**YOUR GOAL**
Copy out every line exactly, passing over the pictures.

**COLLECTED MATERIAL**

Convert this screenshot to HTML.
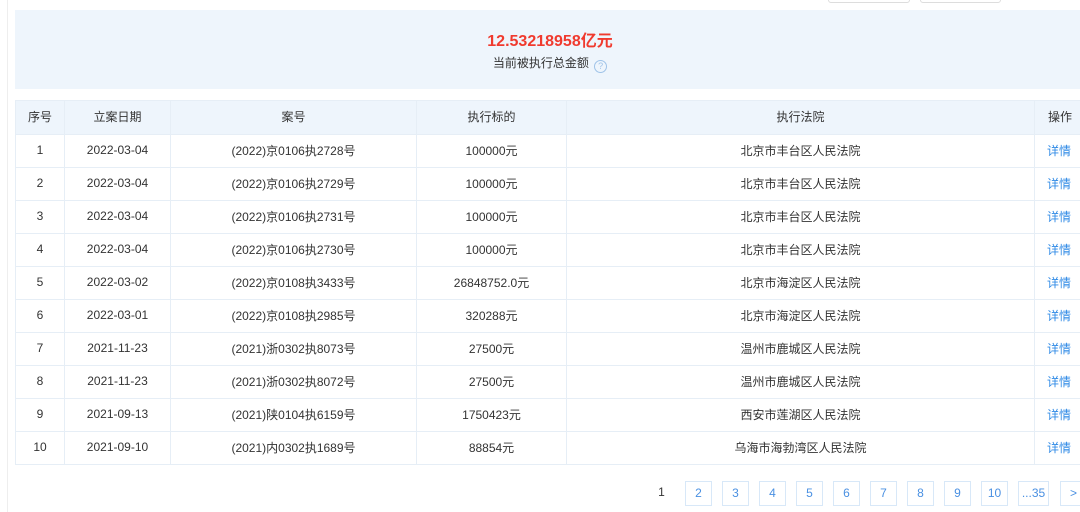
<!DOCTYPE html>
<html><head><meta charset="utf-8"><style>
*{margin:0;padding:0;box-sizing:border-box}
body{width:1080px;height:512px;overflow:hidden;background:#fff;font-family:"Liberation Sans","Noto Sans CJK SC",sans-serif;color:#333;position:relative;font-size:12px}
.btn{position:absolute;top:-6px;height:9px;border:1px solid #ddd;border-radius:3px;background:#fff}
.sum{position:absolute;left:15px;top:10px;width:1070px;height:79px;background:#eef5fc}
.amt{position:absolute;top:17px;width:100%;text-align:center;color:#f03a2e;font-weight:bold;font-size:16px}
.lbl{position:absolute;top:44px;width:100%;text-align:center;font-size:12px;color:#333}
.q{display:inline-block;width:13px;height:13px;border:1px solid #9fc3e8;border-radius:50%;color:#9fc3e8;font-size:9px;line-height:11px;vertical-align:-2px;margin-left:2px}
table{position:absolute;left:15px;top:100px;border-collapse:collapse;table-layout:fixed;width:1079px}
td,th{border:1px solid #e6eef6;text-align:center;font-weight:normal;height:33px;font-size:12px;color:#333;white-space:nowrap;padding-bottom:2px}
th{background:#eef5fc;height:34px}
td.l{color:#2f8ae6;text-align:left;padding-left:12px}
.pg{position:absolute;top:481px;height:25px;width:27px;border:1px solid #d8e8f8;color:#4a90e2;text-align:center;line-height:23px;font-size:12px}
.leftline{position:absolute;left:7px;top:0;width:1px;height:512px;background:#eee}
</style></head><body>
<div class="leftline"></div>
<div class="btn" style="left:828px;width:82px"></div>
<div class="btn" style="left:920px;width:81px"></div>
<div class="sum"><div class="amt">12.53218958亿元</div><div class="lbl">当前被执行总金额 <span class="q">?</span></div></div>
<table>
<colgroup><col style="width:49px"><col style="width:106px"><col style="width:246px"><col style="width:150px"><col style="width:468px"><col style="width:60px"></colgroup>
<tr><th>序号</th><th>立案日期</th><th>案号</th><th>执行标的</th><th>执行法院</th><th style="text-align:left;padding-left:13px">操作</th></tr>
<tr><td>1</td><td>2022-03-04</td><td>(2022)京0106执2728号</td><td>100000元</td><td>北京市丰台区人民法院</td><td class="l">详情</td></tr>
<tr><td>2</td><td>2022-03-04</td><td>(2022)京0106执2729号</td><td>100000元</td><td>北京市丰台区人民法院</td><td class="l">详情</td></tr>
<tr><td>3</td><td>2022-03-04</td><td>(2022)京0106执2731号</td><td>100000元</td><td>北京市丰台区人民法院</td><td class="l">详情</td></tr>
<tr><td>4</td><td>2022-03-04</td><td>(2022)京0106执2730号</td><td>100000元</td><td>北京市丰台区人民法院</td><td class="l">详情</td></tr>
<tr><td>5</td><td>2022-03-02</td><td>(2022)京0108执3433号</td><td>26848752.0元</td><td>北京市海淀区人民法院</td><td class="l">详情</td></tr>
<tr><td>6</td><td>2022-03-01</td><td>(2022)京0108执2985号</td><td>320288元</td><td>北京市海淀区人民法院</td><td class="l">详情</td></tr>
<tr><td>7</td><td>2021-11-23</td><td>(2021)浙0302执8073号</td><td>27500元</td><td>温州市鹿城区人民法院</td><td class="l">详情</td></tr>
<tr><td>8</td><td>2021-11-23</td><td>(2021)浙0302执8072号</td><td>27500元</td><td>温州市鹿城区人民法院</td><td class="l">详情</td></tr>
<tr><td>9</td><td>2021-09-13</td><td>(2021)陕0104执6159号</td><td>1750423元</td><td>西安市莲湖区人民法院</td><td class="l">详情</td></tr>
<tr><td>10</td><td>2021-09-10</td><td>(2021)内0302执1689号</td><td>88854元</td><td>乌海市海勃湾区人民法院</td><td class="l">详情</td></tr>
</table>
<div class="pg" style="left:648px;border:none;color:#333">1</div>
<div class="pg" style="left:685px">2</div>
<div class="pg" style="left:722px">3</div>
<div class="pg" style="left:759px">4</div>
<div class="pg" style="left:796px">5</div>
<div class="pg" style="left:833px">6</div>
<div class="pg" style="left:870px">7</div>
<div class="pg" style="left:907px">8</div>
<div class="pg" style="left:944px">9</div>
<div class="pg" style="left:981px">10</div>
<div class="pg" style="left:1018px;width:31px">...35</div>
<div class="pg" style="left:1060px">&gt;</div>
</body></html>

**THE REPLY**
Convert this screenshot to HTML.
<!DOCTYPE html>
<html><head><meta charset="utf-8"><style>
*{margin:0;padding:0;box-sizing:border-box}
body{width:1080px;height:512px;overflow:hidden;background:#fff;font-family:"Liberation Sans","Noto Sans CJK SC",sans-serif;color:#333;position:relative;font-size:12px}
.btn{position:absolute;top:-6px;height:9px;border:1px solid #ddd;border-radius:3px;background:#fff}
.sum{position:absolute;left:15px;top:10px;width:1070px;height:79px;background:#eef5fc}
.amt{position:absolute;top:17px;width:100%;text-align:center;color:#f03a2e;font-weight:bold;font-size:16px}
.lbl{position:absolute;top:44px;width:100%;text-align:center;font-size:12px;color:#333}
.q{display:inline-block;width:13px;height:13px;border:1px solid #9fc3e8;border-radius:50%;color:#9fc3e8;font-size:9px;line-height:11px;vertical-align:-2px;margin-left:2px}
table{position:absolute;left:15px;top:100px;border-collapse:collapse;table-layout:fixed;width:1079px}
td,th{border:1px solid #e6eef6;text-align:center;font-weight:normal;height:33px;font-size:12px;color:#333;white-space:nowrap;padding-bottom:2px}
th{background:#eef5fc;height:34px}
td.l{color:#2f8ae6;text-align:left;padding-left:12px}
.pg{position:absolute;top:481px;height:25px;width:27px;border:1px solid #d8e8f8;color:#4a90e2;text-align:center;line-height:23px;font-size:12px}
.leftline{position:absolute;left:7px;top:0;width:1px;height:512px;background:#eee}
</style></head><body>
<div class="leftline"></div>
<div class="btn" style="left:828px;width:82px"></div>
<div class="btn" style="left:920px;width:81px"></div>
<div class="sum"><div class="amt">12.53218958亿元</div><div class="lbl">当前被执行总金额 <span class="q">?</span></div></div>
<table>
<colgroup><col style="width:49px"><col style="width:106px"><col style="width:246px"><col style="width:150px"><col style="width:468px"><col style="width:60px"></colgroup>
<tr><th>序号</th><th>立案日期</th><th>案号</th><th>执行标的</th><th>执行法院</th><th style="text-align:left;padding-left:13px">操作</th></tr>
<tr><td>1</td><td>2022-03-04</td><td>(2022)京0106执2728号</td><td>100000元</td><td>北京市丰台区人民法院</td><td class="l">详情</td></tr>
<tr><td>2</td><td>2022-03-04</td><td>(2022)京0106执2729号</td><td>100000元</td><td>北京市丰台区人民法院</td><td class="l">详情</td></tr>
<tr><td>3</td><td>2022-03-04</td><td>(2022)京0106执2731号</td><td>100000元</td><td>北京市丰台区人民法院</td><td class="l">详情</td></tr>
<tr><td>4</td><td>2022-03-04</td><td>(2022)京0106执2730号</td><td>100000元</td><td>北京市丰台区人民法院</td><td class="l">详情</td></tr>
<tr><td>5</td><td>2022-03-02</td><td>(2022)京0108执3433号</td><td>26848752.0元</td><td>北京市海淀区人民法院</td><td class="l">详情</td></tr>
<tr><td>6</td><td>2022-03-01</td><td>(2022)京0108执2985号</td><td>320288元</td><td>北京市海淀区人民法院</td><td class="l">详情</td></tr>
<tr><td>7</td><td>2021-11-23</td><td>(2021)浙0302执8073号</td><td>27500元</td><td>温州市鹿城区人民法院</td><td class="l">详情</td></tr>
<tr><td>8</td><td>2021-11-23</td><td>(2021)浙0302执8072号</td><td>27500元</td><td>温州市鹿城区人民法院</td><td class="l">详情</td></tr>
<tr><td>9</td><td>2021-09-13</td><td>(2021)陕0104执6159号</td><td>1750423元</td><td>西安市莲湖区人民法院</td><td class="l">详情</td></tr>
<tr><td>10</td><td>2021-09-10</td><td>(2021)内0302执1689号</td><td>88854元</td><td>乌海市海勃湾区人民法院</td><td class="l">详情</td></tr>
</table>
<div class="pg" style="left:648px;border:none;color:#333">1</div>
<div class="pg" style="left:685px">2</div>
<div class="pg" style="left:722px">3</div>
<div class="pg" style="left:759px">4</div>
<div class="pg" style="left:796px">5</div>
<div class="pg" style="left:833px">6</div>
<div class="pg" style="left:870px">7</div>
<div class="pg" style="left:907px">8</div>
<div class="pg" style="left:944px">9</div>
<div class="pg" style="left:981px">10</div>
<div class="pg" style="left:1018px;width:31px">...35</div>
<div class="pg" style="left:1060px">&gt;</div>
</body></html>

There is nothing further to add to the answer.